About the assignment
They will interview soldiers about their personal stories, shoot footage of their experiences in Afghanistan, and then use technology to relay those stories back to ABC News and to Oklahoma.
Boettcher said he and his son will keep tabs on the people they meet and update their stories whenever possible.
''People may or may not want to see the war," Boettcher said, "but they are sure as heck interested in the people we have over there."
Some reports will air on ABC news programs; many others will be seen online. That's where Boettcher's ongoing relationship with the Gaylord College and its students comes in.
About 15 students enrolled in an advanced multimedia class taught by Pulitzer Prize-winning journalist John Schmeltzer will produce some of Boettcher's material.

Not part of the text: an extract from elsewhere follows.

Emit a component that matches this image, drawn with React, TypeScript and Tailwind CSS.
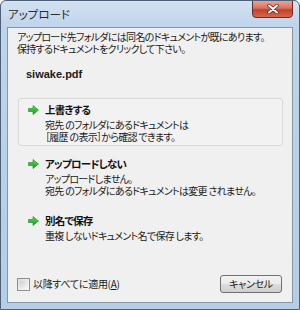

In addition to the ABC News submissions, they will post footage onto a Gaylord College website dedicated to the project.
Boettcher also will produce tutorials for OU classes on the latest multimedia journalism techniques.
''Mike cares deeply about the next generation of journalists and has bold ideas on how to inspire and help them," said Gaylord College Dean Joe Foote.
''We're excited that this partnership between Mike and ABC News will allow our students to have a unique view of how a war is covered," Foote said, "and how multimedia journalism is playing out in real time on an international level."
The Norman-based Sarkeys Foundation is paying for transmission costs related to the project.
Boettcher said universities could play an expanded role in covering news stories such as the war in Afghanistan by serving as a home base to journalists who want to deliver long-range, in-depth coverage in an age of shrinking newsroom budgets and diminishing attention spans.
''(OU) President David Boren is really interested in this model because no one is really out there," Boettcher said.
''Networks parachute people in for a couple of weeks and then pull them out, but this war deserves more coverage, and we need someone there full time."